── DATA ──

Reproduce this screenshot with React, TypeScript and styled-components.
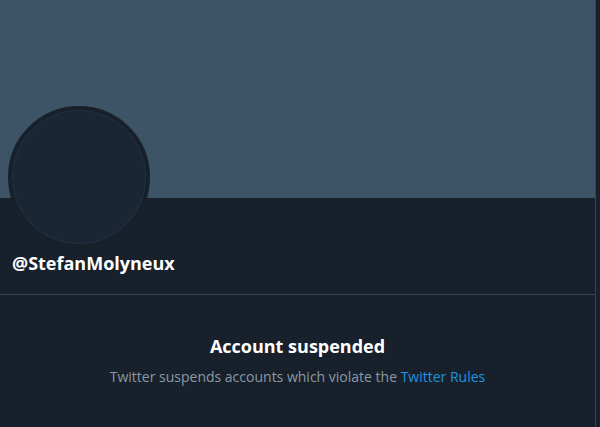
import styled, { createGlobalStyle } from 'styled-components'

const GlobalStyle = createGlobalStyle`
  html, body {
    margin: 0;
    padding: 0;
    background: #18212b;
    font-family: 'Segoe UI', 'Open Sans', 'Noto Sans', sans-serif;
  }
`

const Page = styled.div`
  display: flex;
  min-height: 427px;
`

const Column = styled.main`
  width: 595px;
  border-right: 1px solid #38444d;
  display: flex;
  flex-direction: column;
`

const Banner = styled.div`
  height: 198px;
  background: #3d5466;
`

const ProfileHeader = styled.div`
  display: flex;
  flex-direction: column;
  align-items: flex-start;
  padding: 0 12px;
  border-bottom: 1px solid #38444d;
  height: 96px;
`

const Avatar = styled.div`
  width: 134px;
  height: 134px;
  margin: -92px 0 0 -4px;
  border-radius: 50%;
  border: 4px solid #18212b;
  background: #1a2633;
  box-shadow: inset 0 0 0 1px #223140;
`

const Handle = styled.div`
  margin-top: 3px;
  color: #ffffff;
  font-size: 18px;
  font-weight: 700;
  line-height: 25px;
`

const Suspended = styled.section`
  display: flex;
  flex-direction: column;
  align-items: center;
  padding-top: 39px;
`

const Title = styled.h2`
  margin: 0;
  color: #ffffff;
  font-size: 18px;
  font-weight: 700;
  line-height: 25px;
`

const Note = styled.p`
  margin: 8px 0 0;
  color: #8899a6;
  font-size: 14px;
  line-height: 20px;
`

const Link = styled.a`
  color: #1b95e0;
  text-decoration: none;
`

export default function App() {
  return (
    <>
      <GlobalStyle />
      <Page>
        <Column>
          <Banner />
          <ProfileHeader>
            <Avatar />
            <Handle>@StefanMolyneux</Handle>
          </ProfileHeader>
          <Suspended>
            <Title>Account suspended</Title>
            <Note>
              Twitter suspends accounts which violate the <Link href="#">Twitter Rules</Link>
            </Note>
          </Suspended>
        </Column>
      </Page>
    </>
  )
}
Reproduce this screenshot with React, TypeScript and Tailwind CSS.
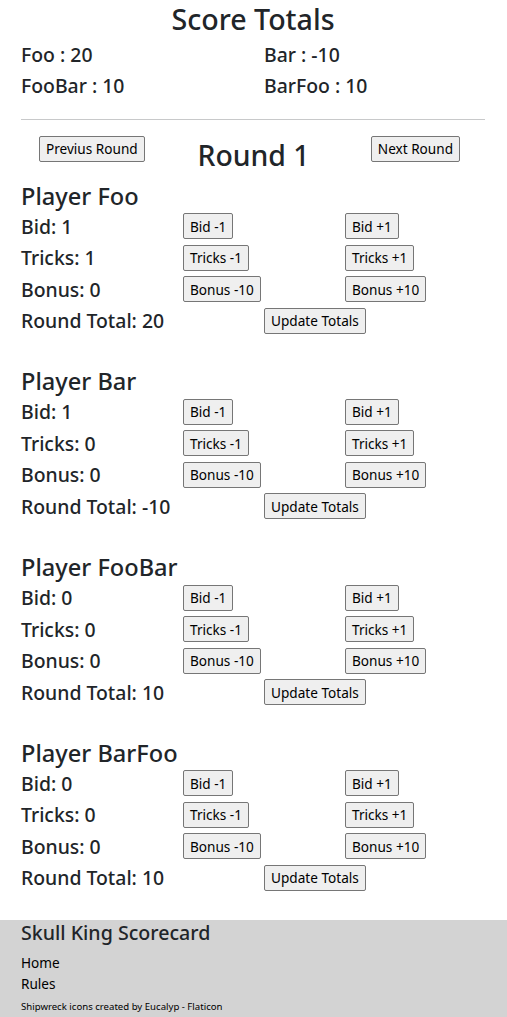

───

Copy out the records above in full, exactly as written, but not the pictures.

WRITTEN REPLY |
Reproduce this screenshot with React, TypeScript and styled-components.
import styled, { createGlobalStyle } from 'styled-components'

const GlobalStyle = createGlobalStyle`
  html, body {
    margin: 0;
    padding: 0;
    background: #18212b;
    font-family: 'Segoe UI', 'Open Sans', 'Noto Sans', sans-serif;
  }
`

const Page = styled.div`
  display: flex;
  min-height: 427px;
`

const Column = styled.main`
  width: 595px;
  border-right: 1px solid #38444d;
  display: flex;
  flex-direction: column;
`

const Banner = styled.div`
  height: 198px;
  background: #3d5466;
`

const ProfileHeader = styled.div`
  display: flex;
  flex-direction: column;
  align-items: flex-start;
  padding: 0 12px;
  border-bottom: 1px solid #38444d;
  height: 96px;
`

const Avatar = styled.div`
  width: 134px;
  height: 134px;
  margin: -92px 0 0 -4px;
  border-radius: 50%;
  border: 4px solid #18212b;
  background: #1a2633;
  box-shadow: inset 0 0 0 1px #223140;
`

const Handle = styled.div`
  margin-top: 3px;
  color: #ffffff;
  font-size: 18px;
  font-weight: 700;
  line-height: 25px;
`

const Suspended = styled.section`
  display: flex;
  flex-direction: column;
  align-items: center;
  padding-top: 39px;
`

const Title = styled.h2`
  margin: 0;
  color: #ffffff;
  font-size: 18px;
  font-weight: 700;
  line-height: 25px;
`

const Note = styled.p`
  margin: 8px 0 0;
  color: #8899a6;
  font-size: 14px;
  line-height: 20px;
`

const Link = styled.a`
  color: #1b95e0;
  text-decoration: none;
`

export default function App() {
  return (
    <>
      <GlobalStyle />
      <Page>
        <Column>
          <Banner />
          <ProfileHeader>
            <Avatar />
            <Handle>@StefanMolyneux</Handle>
          </ProfileHeader>
          <Suspended>
            <Title>Account suspended</Title>
            <Note>
              Twitter suspends accounts which violate the <Link href="#">Twitter Rules</Link>
            </Note>
          </Suspended>
        </Column>
      </Page>
    </>
  )
}
Reproduce this screenshot with React, TypeScript and Tailwind CSS.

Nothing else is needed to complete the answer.